[SRILM-Announce] SRILM 1.7.1 released

Wed Jun 4 15:53:25 PDT 2014

All,

The latest version of SRILM, 1.7.1, is now available from
http://www.speech.sri.com/projects/srilm/download.html .

A list of changes appears below.

Enjoy,

Wen

1.7.1   4 June 2014

         * Updated INSTALL, Copyright.  Added ACKNOWLEDGEMENTS.

         Functionality:

         * Integrated the maximum entropy extension by Tanel Alumae, 
described
         at http://www.phon.ioc.ee/~tanela/srilm-me/ .
         Please cite Tanel's paper (copied here in 
doc/is2010-maxent.pdf) if you
         use this functionality in your research.
         * Enable LM server to process multiple commands in a single message
         (separated by newlines).  This capability was never documented, but
         existed in the first implementation that used read/write system 
calls,
         but was lost when we switched to recv/send calls.
         * Generalized the BayesMix LM class to allow an arbitrary number of
         mixture components, similar to LoglinearMix.
         * Added the ngram -context-priors option to read context-dependent
         mixture weight priors from a file.
         * Added the ngram -read-mix-lms option to read the list of 
interpolated
         LMs, weights and options from a file, specified by the -lm option.
         * Use zlib for I/O from/to gzipped files.

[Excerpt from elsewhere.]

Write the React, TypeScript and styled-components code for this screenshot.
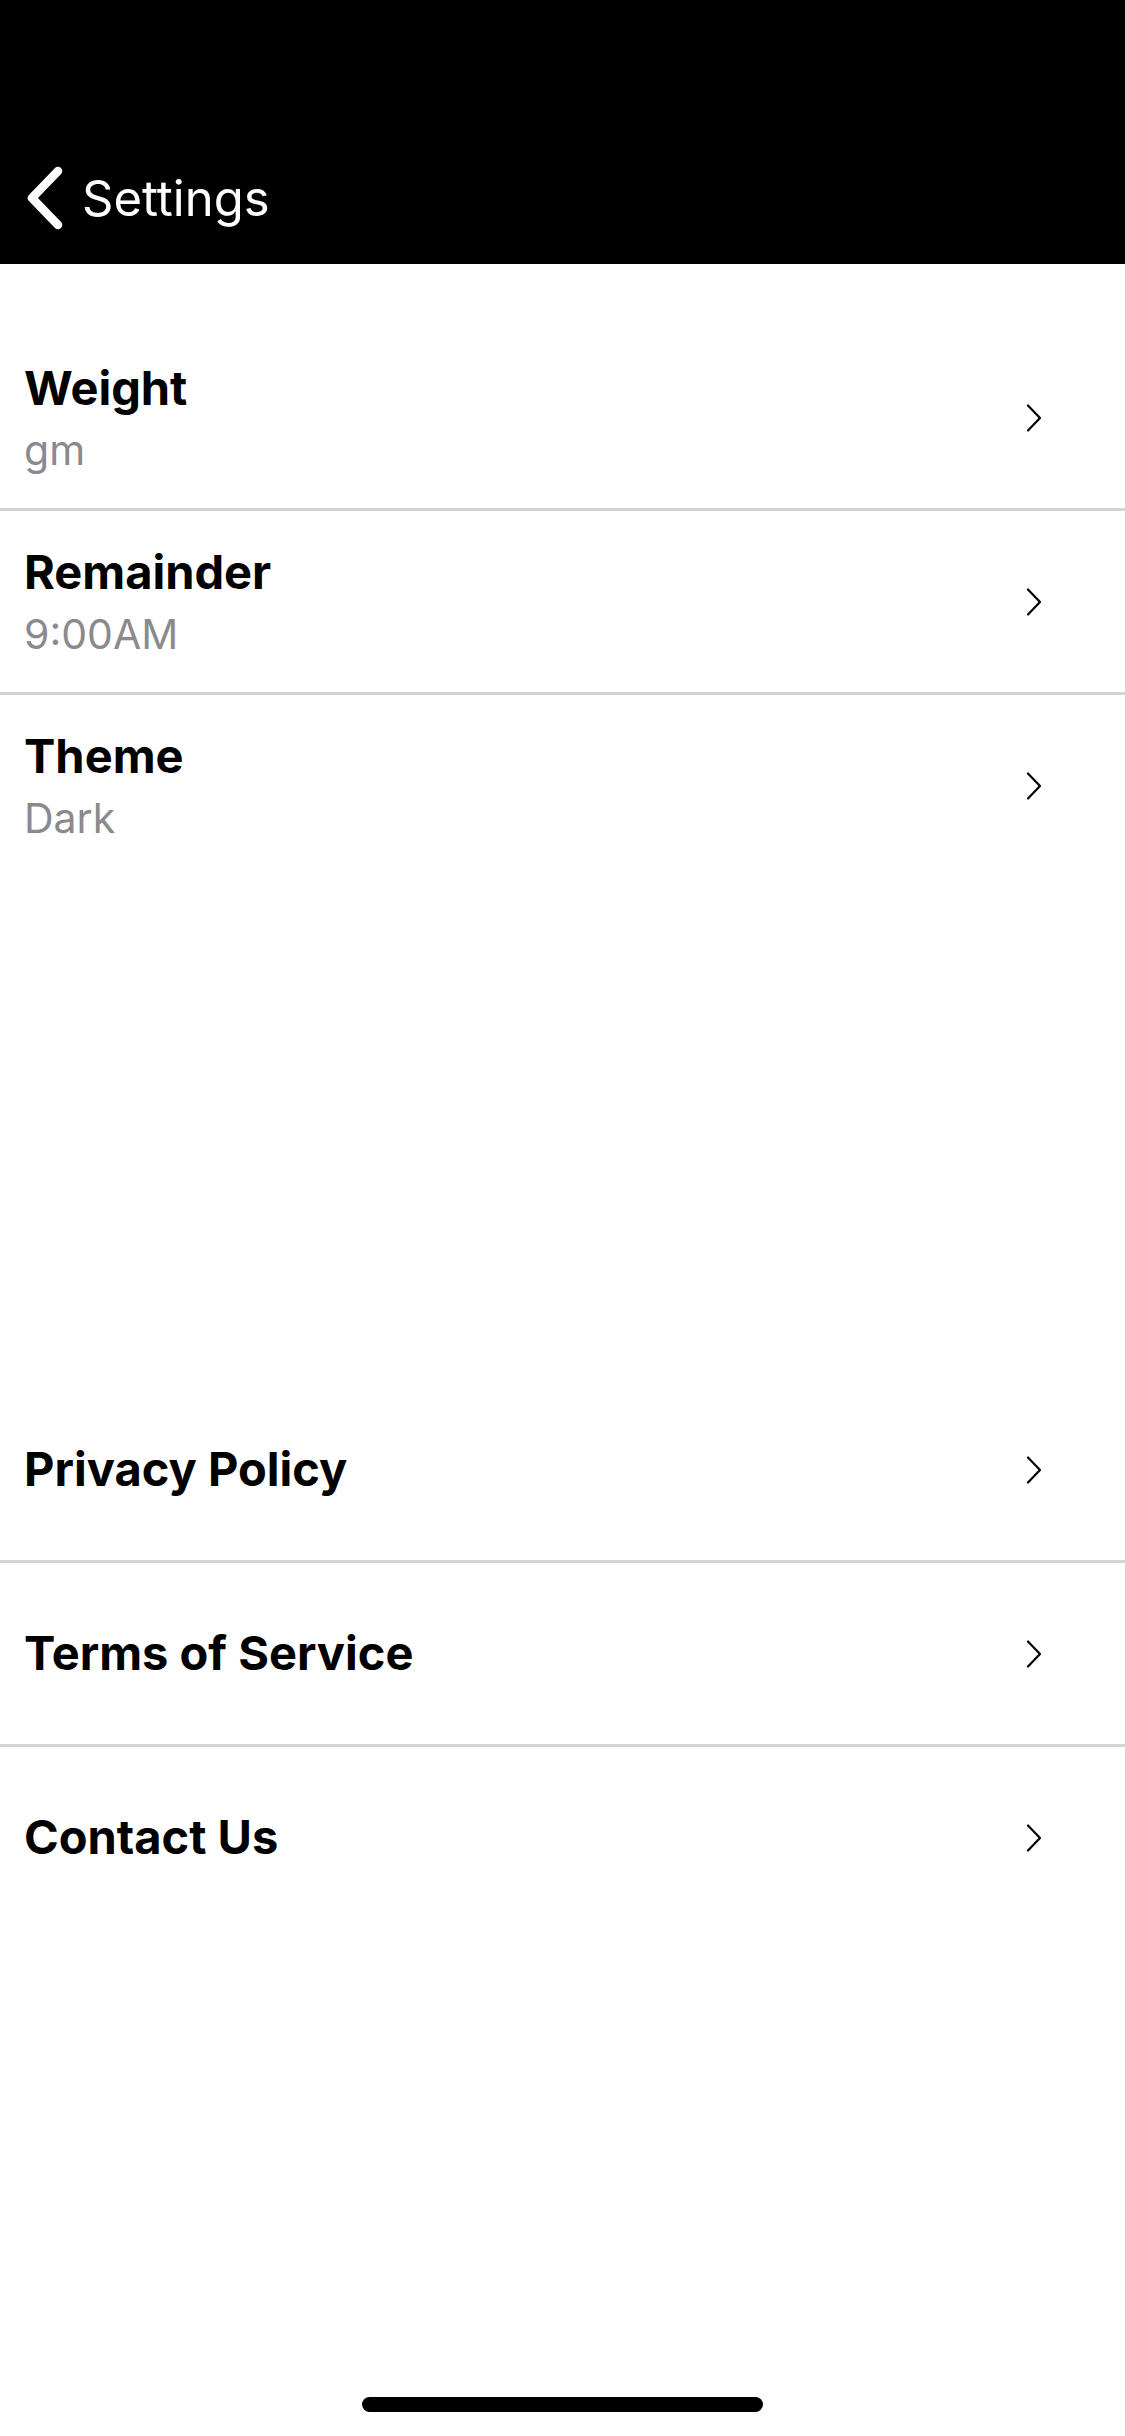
import styled, { createGlobalStyle } from 'styled-components';

const GlobalStyle = createGlobalStyle`
	html, body {
		margin: 0;
		padding: 0;
		background: #ffffff;
	}
	* {
		box-sizing: border-box;
	}
`;

const Screen = styled.div`
	display: flex;
	flex-direction: column;
	min-height: 2436px;
	width: 1125px;
	background: #ffffff;
	font-family: Inter, 'Liberation Sans', sans-serif;
	color: #000000;
`;

const Header = styled.header`
	display: flex;
	align-items: center;
	height: 264px;
	padding: 132px 0 0 27px;
	background: #000000;
`;

const BackButton = styled.div`
	display: flex;
	align-items: center;
	gap: 19px;
	color: #ffffff;
	cursor: pointer;
`;

const HeaderTitle = styled.span`
	font-size: 49px;
	font-weight: 400;
`;

const Group = styled.section<{ $offset: number }>`
	display: flex;
	flex-direction: column;
	margin-top: ${(p) => p.$offset}px;
`;

const Row = styled.div<{ $divider: boolean }>`
	display: flex;
	align-items: center;
	justify-content: space-between;
	height: 184px;
	padding: 0 83px 0 24px;
	border-bottom: 3px solid ${(p) => (p.$divider ? '#d4d4d4' : 'transparent')};
	cursor: pointer;
`;

const Texts = styled.div`
	display: flex;
	flex-direction: column;
	gap: 9px;
`;

const Title = styled.div`
	font-size: 47px;
	line-height: 1.2;
	font-weight: 700;
`;

const Subtitle = styled.div`
	font-size: 41px;
	line-height: 1.2;
	font-weight: 400;
	color: #8a8a8e;
`;

const Spacer = styled.div`
	flex: 1;
`;

const HomeArea = styled.div`
	display: flex;
	justify-content: center;
	padding-bottom: 24px;
`;

const HomeIndicator = styled.div`
	width: 401px;
	height: 15px;
	border-radius: 8px;
	background: #000000;
`;

const BackChevron = () => (
	<svg width="36" height="64" viewBox="0 0 36 64" fill="none">
		<polyline
			points="31,5 5,32 31,59"
			stroke="#ffffff"
			strokeWidth="8.5"
			strokeLinecap="round"
			strokeLinejoin="round"
		/>
	</svg>
);

const Chevron = () => (
	<svg width="16" height="28" viewBox="0 0 16 28" fill="none">
		<polyline
			points="2,1.5 14,14 2,26.5"
			stroke="#000000"
			strokeWidth="2.2"
			strokeLinecap="round"
			strokeLinejoin="round"
		/>
	</svg>
);

type Item = { title: string; value?: string };

const preferences: Item[] = [
	{ title: 'Weight', value: 'gm' },
	{ title: 'Remainder', value: '9:00AM' },
	{ title: 'Theme', value: 'Dark' },
];

const about: Item[] = [
	{ title: 'Privacy Policy' },
	{ title: 'Terms of Service' },
	{ title: 'Contact Us' },
];

const SettingsGroup = ({ items, offset }: { items: Item[]; offset: number }) => (
	<Group $offset={offset}>
		{items.map((item, i) => (
			<Row key={item.title} $divider={i < items.length - 1}>
				<Texts>
					<Title>{item.title}</Title>
					{item.value && <Subtitle>{item.value}</Subtitle>}
				</Texts>
				<Chevron />
			</Row>
		))}
	</Group>
);

export default function App() {
	return (
		<>
			<GlobalStyle />
			<Screen>
				<Header>
					<BackButton>
						<BackChevron />
						<HeaderTitle>{'Settings'}</HeaderTitle>
					</BackButton>
				</Header>
				<SettingsGroup items={preferences} offset={63} />
				<SettingsGroup items={about} offset={500} />
				<Spacer />
				<HomeArea>
					<HomeIndicator />
				</HomeArea>
			</Screen>
		</>
	);
}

Benefits are: (a) 
works with
         native Windows binaries, (b) avoids subprocess, (c) allows reading
         (though still not writing) of gzipped binary LM and count files.
         * ngram-count -gtNmin options accept floating point values for more
         flexibility with LM estimation from fractional counts.
         * Added lattice-tool -set-lattice-names option to preserve input
         filenames inside lattices.
         * New script replace-unk-words, for replacing OOV words relative to
         a vocabulary with <unk> tag.
         * Added new lattice-tool options -hyp-list -hyp-file -hyp2-list
         -hyp2-file -add-hyps to add ASR hypotheses into word mesh 
(confusion
         network). The added options are similar to -ref-list -ref-file 
-add-refs,
         except that the added hypothesized words will not be indicated as
         reference words in the word mesh.
         * Added a function in WordMesh to compute slot-to-slot alignment
         between two confusion networks.
         * Added ngram-class option to limit number of words per class (from
         seppo.enarvi at aalto.fi).

         Portability:

         * Added support for 64bit cygwin builds (MACHINE_TYPE=cygwin64).

         Bug fixes:

         * ngram -rescore-ngram was not setting the handling of special word
         tokens (<s>, </s>) if the rescored LM was being evaluated in 
the same
         run.
         * ngram-count -skip needs to read counts one order higher than 
specified
         by -order .
         * SkipNgram will now try to reestimate the discounting 
parameters from
         expected counts on each EM iteration (but fall back on initial 
parameters
         if that fails, e.g., for discounting methods that cannot handle 
float
         counts).
         * SubVocab instances' handling of metatags and nonevent words 
is now
         tied to the base Vocab instance.
         * Avoid anomalies in random word generation due to nonzero 
probabilities
         for nonwords.
         * Cleaned-up select-vocab script from Anand Venkataraman. Now works
         with perl 5.12 and gives consistent results on different platforms.
         Added a test case.
         * Fixed removeTrie() bug that was leading to memory leak in Ngram
         destructor.
         * Fixed bug in LHash iterator that lead to potential double 
enumeration
         of items after deletions, and could affect Ngram pruning results.
         * Allow number of ngrams in ARPA LM to exceed 2^31. (Vocabulary 
size
         is still limited to 2^32.)
         * Initialize key and data objects in SArray and LHash 
containers after
         allocation.
         * Pass Trellis state parameters by reference to avoid copying of
         potentially complex objects.
         * Fixed memory access error in Ngram::clear() for order-1 models.
         * Fixed a problem handling null string states in Trellis.
         * Fix to preserve double precision in NBest acoustic and LM scores.
         * Fixed an error concerning the use of -gtNmin options in the 
srilm-faq(7)
         man page pointed out by dugast at systran.fr.
         * If a lattice-tool input lattice is a word mesh, avoid calling
         alignLattice() since the input is already a word mesh.
         * Fixes to reading/writing of quantization codebook files.
         * Fixed header comment and test program for Map2::remove().